A simple test could potentially target chemotherapy for breast cancer in only those women most likely to benefit, reports a study in the New England Journal of Medicine.
The study, led by University of Michigan Comprehensive Cancer Center researchers, found that women with the most common form of breast cancer -- in which the tumours are estrogen-receptor positive and HER -2 receptor negative -- were most likely to benefit from adding the drug Taxol to their chemotherapy regimen.
Women whose tumours were estrogen-receptor positive, but did not express HER-2, did not get any benefit from the drug.
As many as three-quarters of breast cancers are estrogen-receptor positive and about 15 per cent to 20 per cent of breast cancers express HER-2, a protein that spurs the growth of breast cancer cells.
The study could one day mean that women with HER-2-positive breast tumours could be spared the toxic side effects of a therapy that may not be effective for them.
"In general, chemotherapy for breast cancer has been a one-size-fits-all approach," says lead study author Dr. Daniel Hayes of the UM Comprehensive Cancer Center. "With this data we hope we will be able to focus chemotherapy on patients whom it's most likely to help."
But the researchers caution they are not recommending a change in treatment at this point.

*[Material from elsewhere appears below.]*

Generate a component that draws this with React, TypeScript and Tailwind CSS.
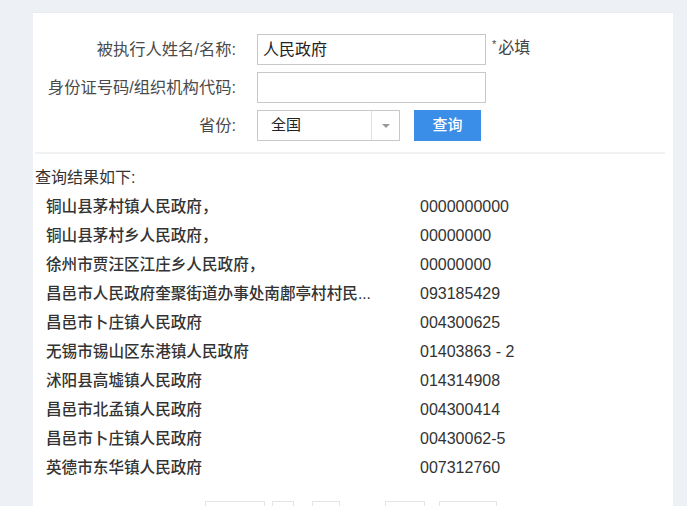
const rows: [string, string][] = [
  ["铜山县茅村镇人民政府，", "0000000000"],
  ["铜山县茅村乡人民政府，", "00000000"],
  ["徐州市贾汪区江庄乡人民政府，", "00000000"],
  ["昌邑市人民政府奎聚街道办事处南鄌亭村村民...", "093185429"],
  ["昌邑市卜庄镇人民政府", "004300625"],
  ["无锡市锡山区东港镇人民政府", "01403863 - 2"],
  ["沭阳县高墟镇人民政府", "014314908"],
  ["昌邑市北孟镇人民政府", "004300414"],
  ["昌邑市卜庄镇人民政府", "00430062-5"],
  ["英德市东华镇人民政府", "007312760"],
];

// pagination boxes, only their top edge shows at the bottom of the view
const pages = [
  { key: "prev", w: "w-[60px]", ml: "ml-0" },
  { key: "p1", w: "w-[22px]", ml: "ml-[7px]" },
  { key: "p2", w: "w-[28px]", ml: "ml-[18px]" },
  { key: "p3", w: "w-[40px]", ml: "ml-[45px]" },
  { key: "next", w: "w-[58px]", ml: "ml-[14px]" },
];

const cjk = "font-['Liberation_Sans','Noto_Sans_CJK_SC',sans-serif]";

export default function App() {
  return (
    <div className={`h-[506px] w-[687px] overflow-hidden bg-[#edf1f6] pt-[12px] ${cjk}`}>
      <div className="ml-[33px] h-[520px] w-[640px] border-t border-[#e9ecef] bg-white">
        {/* Search form */}
        <div className="grid grid-cols-[203px_auto] items-center gap-x-[21px] gap-y-[7px] pt-[21px] text-[16.3px] text-[#4a4a4a]">
          <div className="whitespace-nowrap text-right">被执行人姓名/名称:</div>
          <div className="flex items-center">
            <div className="flex h-[31px] w-[229px] items-center border border-[#c8c8c8] px-[5px] text-[16px] text-[#222]">
              人民政府
            </div>
            <span className="ml-[6px] -mt-[3px] text-[16px] text-[#444]">
              <span className="mr-[2px] text-[11px] align-top">*</span>必填
            </span>
          </div>

          <div className="whitespace-nowrap text-right">身份证号码/组织机构代码:</div>
          <div className="h-[31px] w-[229px] border border-[#c8c8c8]" />

          <div className="text-right">省份:</div>
          <div className="flex items-center">
            <div className="flex h-[31px] w-[143px] items-center border border-[#c8c8c8]">
              <span className="flex-1 pl-[13px] text-[15px] text-[#222]">全国</span>
              <div className="flex h-full w-[28px] items-center justify-center border-l border-[#e2e2e2]">
                <span className="h-0 w-0 border-x-[4px] border-t-[4px] border-x-transparent border-t-[#999]" />
              </div>
            </div>
            <button className="ml-[14px] h-[31px] w-[67px] bg-[#3b8ee8] text-[15px] font-medium text-white">
              查询
            </button>
          </div>
        </div>

        <div className="ml-[2px] mt-[11px] h-[2px] w-[630px] bg-[#f1f2f4]" />

        {/* Results */}
        <div className="ml-[2px] mt-[12px] text-[16px] text-[#333]">查询结果如下:</div>
        <div className="mt-[2px]">
          {rows.map(([name, code], i) => (
            <div key={i} className="flex h-[29px] items-center pl-[13px] text-[15.6px] font-medium text-[#333]">
              <span className="w-[374px] whitespace-nowrap">{name}</span>
              <span className="text-[16px] font-normal text-[#333]">{code}</span>
            </div>
          ))}
        </div>

        {/* Pagination */}
        <div className="ml-[172px] mt-[19px] flex">
          {pages.map((p) => (
            <div key={p.key} className={`h-[28px] border border-[#e4e4e4] ${p.w} ${p.ml}`} />
          ))}
        </div>
      </div>
    </div>
  );
}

They say more research must be done to confirm that Taxol does not benefit some estrogen-receptor-positive breast cancer.
The study looked at tissue samples and data from 1,500 women who had previously participated in a study looking at the benefit of adding Taxol after four cycles of the drugs Adriamycin and Cytoxan, so-called AC chemotherapy.
Cancer had spread to the lymph nodes in all of the women, which is a standard indication to recommend chemotherapy.
All the women were given AC chemotherapy, after which half the women received four cycles of Taxol and the other half did not receive any more chemotherapy.
The researchers found that the addition of Taxol improved survival rates in women who were HER-2-positive -- regardless of their estrogen receptor status. Women whose tumours were HER-2-negative and estrogen-receptor-positive had no additional benefit from the Taxol. More than half of the patients in the study fell into this category.
"We've seen mortality from breast cancer dropping in recently years because we've applied these new and better therapies. But now we believe, if these results are confirmed and validated in other studies, that perhaps we could pull out half the patients in that study and save them from the toxicities and the cost of receiving a drug that might not do them any good," said Hayes.
"In oncology, we are very good at adding therapies to a patient's regimen, but we are not as confident subtracting treatment," added senior study author Donald Berry, professor and head of the Division of Quantitative Sciences at The University of Texas M. D. Anderson Cancer Center.
"Hopefully, in time, we'll be able to limit therapies to those that will truly benefit from the additional regimen."